* **Work to do**:
Leave out the pictures and reproduce all of the data exactly.

* **Dataset extract**:
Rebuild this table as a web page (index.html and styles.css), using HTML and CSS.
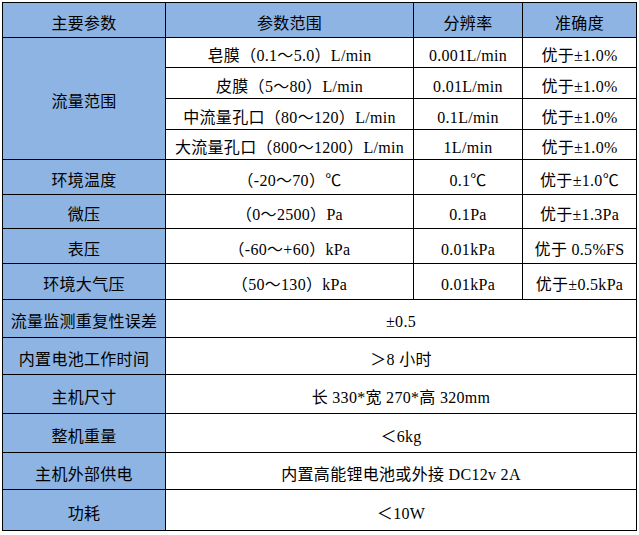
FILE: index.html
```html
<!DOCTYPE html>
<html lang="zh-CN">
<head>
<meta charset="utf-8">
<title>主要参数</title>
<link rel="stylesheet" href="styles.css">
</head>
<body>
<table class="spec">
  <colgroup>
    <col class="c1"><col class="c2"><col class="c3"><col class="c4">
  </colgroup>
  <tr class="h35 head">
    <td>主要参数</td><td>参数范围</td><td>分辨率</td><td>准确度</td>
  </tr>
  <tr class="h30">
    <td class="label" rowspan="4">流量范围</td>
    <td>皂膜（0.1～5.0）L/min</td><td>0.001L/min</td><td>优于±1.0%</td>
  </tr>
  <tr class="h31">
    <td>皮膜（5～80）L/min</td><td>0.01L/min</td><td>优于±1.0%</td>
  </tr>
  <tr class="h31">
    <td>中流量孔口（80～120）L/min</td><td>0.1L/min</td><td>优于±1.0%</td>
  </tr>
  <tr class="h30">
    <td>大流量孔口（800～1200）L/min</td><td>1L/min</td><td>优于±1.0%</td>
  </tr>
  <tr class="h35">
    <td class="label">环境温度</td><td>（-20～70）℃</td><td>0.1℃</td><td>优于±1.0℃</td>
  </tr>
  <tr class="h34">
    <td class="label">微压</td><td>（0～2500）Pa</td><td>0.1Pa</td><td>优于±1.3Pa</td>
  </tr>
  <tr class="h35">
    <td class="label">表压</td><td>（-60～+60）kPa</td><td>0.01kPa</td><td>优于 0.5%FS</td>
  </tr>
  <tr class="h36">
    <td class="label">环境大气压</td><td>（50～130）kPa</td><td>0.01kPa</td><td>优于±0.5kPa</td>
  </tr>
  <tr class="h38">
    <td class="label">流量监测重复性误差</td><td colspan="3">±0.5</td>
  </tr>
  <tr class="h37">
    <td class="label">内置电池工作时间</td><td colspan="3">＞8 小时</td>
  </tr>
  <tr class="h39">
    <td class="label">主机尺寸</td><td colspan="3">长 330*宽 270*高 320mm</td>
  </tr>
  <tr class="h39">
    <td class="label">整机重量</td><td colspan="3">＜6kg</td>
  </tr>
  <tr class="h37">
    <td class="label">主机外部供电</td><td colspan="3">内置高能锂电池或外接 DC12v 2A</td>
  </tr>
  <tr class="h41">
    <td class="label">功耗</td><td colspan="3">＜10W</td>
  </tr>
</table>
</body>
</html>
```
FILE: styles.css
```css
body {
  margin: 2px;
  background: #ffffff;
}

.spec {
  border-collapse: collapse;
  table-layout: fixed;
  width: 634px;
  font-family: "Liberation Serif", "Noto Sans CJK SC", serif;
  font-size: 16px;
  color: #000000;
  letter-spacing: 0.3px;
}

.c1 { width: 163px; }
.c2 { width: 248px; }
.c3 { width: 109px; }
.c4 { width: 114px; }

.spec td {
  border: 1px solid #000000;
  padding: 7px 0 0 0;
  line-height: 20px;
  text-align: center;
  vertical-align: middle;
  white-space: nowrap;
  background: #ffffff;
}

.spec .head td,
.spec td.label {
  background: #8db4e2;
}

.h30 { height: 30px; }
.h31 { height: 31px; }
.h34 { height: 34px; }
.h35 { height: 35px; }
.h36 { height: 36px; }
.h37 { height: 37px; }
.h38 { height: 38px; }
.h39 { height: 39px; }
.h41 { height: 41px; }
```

* **Result of the task**:
Rebuild this table as a web page (index.html and styles.css), using HTML and CSS.
FILE: index.html
```html
<!DOCTYPE html>
<html lang="zh-CN">
<head>
<meta charset="utf-8">
<title>主要参数</title>
<link rel="stylesheet" href="styles.css">
</head>
<body>
<table class="spec">
  <colgroup>
    <col class="c1"><col class="c2"><col class="c3"><col class="c4">
  </colgroup>
  <tr class="h35 head">
    <td>主要参数</td><td>参数范围</td><td>分辨率</td><td>准确度</td>
  </tr>
  <tr class="h30">
    <td class="label" rowspan="4">流量范围</td>
    <td>皂膜（0.1～5.0）L/min</td><td>0.001L/min</td><td>优于±1.0%</td>
  </tr>
  <tr class="h31">
    <td>皮膜（5～80）L/min</td><td>0.01L/min</td><td>优于±1.0%</td>
  </tr>
  <tr class="h31">
    <td>中流量孔口（80～120）L/min</td><td>0.1L/min</td><td>优于±1.0%</td>
  </tr>
  <tr class="h30">
    <td>大流量孔口（800～1200）L/min</td><td>1L/min</td><td>优于±1.0%</td>
  </tr>
  <tr class="h35">
    <td class="label">环境温度</td><td>（-20～70）℃</td><td>0.1℃</td><td>优于±1.0℃</td>
  </tr>
  <tr class="h34">
    <td class="label">微压</td><td>（0～2500）Pa</td><td>0.1Pa</td><td>优于±1.3Pa</td>
  </tr>
  <tr class="h35">
    <td class="label">表压</td><td>（-60～+60）kPa</td><td>0.01kPa</td><td>优于 0.5%FS</td>
  </tr>
  <tr class="h36">
    <td class="label">环境大气压</td><td>（50～130）kPa</td><td>0.01kPa</td><td>优于±0.5kPa</td>
  </tr>
  <tr class="h38">
    <td class="label">流量监测重复性误差</td><td colspan="3">±0.5</td>
  </tr>
  <tr class="h37">
    <td class="label">内置电池工作时间</td><td colspan="3">＞8 小时</td>
  </tr>
  <tr class="h39">
    <td class="label">主机尺寸</td><td colspan="3">长 330*宽 270*高 320mm</td>
  </tr>
  <tr class="h39">
    <td class="label">整机重量</td><td colspan="3">＜6kg</td>
  </tr>
  <tr class="h37">
    <td class="label">主机外部供电</td><td colspan="3">内置高能锂电池或外接 DC12v 2A</td>
  </tr>
  <tr class="h41">
    <td class="label">功耗</td><td colspan="3">＜10W</td>
  </tr>
</table>
</body>
</html>
```
FILE: styles.css
```css
body {
  margin: 2px;
  background: #ffffff;
}

.spec {
  border-collapse: collapse;
  table-layout: fixed;
  width: 634px;
  font-family: "Liberation Serif", "Noto Sans CJK SC", serif;
  font-size: 16px;
  color: #000000;
  letter-spacing: 0.3px;
}

.c1 { width: 163px; }
.c2 { width: 248px; }
.c3 { width: 109px; }
.c4 { width: 114px; }

.spec td {
  border: 1px solid #000000;
  padding: 7px 0 0 0;
  line-height: 20px;
  text-align: center;
  vertical-align: middle;
  white-space: nowrap;
  background: #ffffff;
}

.spec .head td,
.spec td.label {
  background: #8db4e2;
}

.h30 { height: 30px; }
.h31 { height: 31px; }
.h34 { height: 34px; }
.h35 { height: 35px; }
.h36 { height: 36px; }
.h37 { height: 37px; }
.h38 { height: 38px; }
.h39 { height: 39px; }
.h41 { height: 41px; }
```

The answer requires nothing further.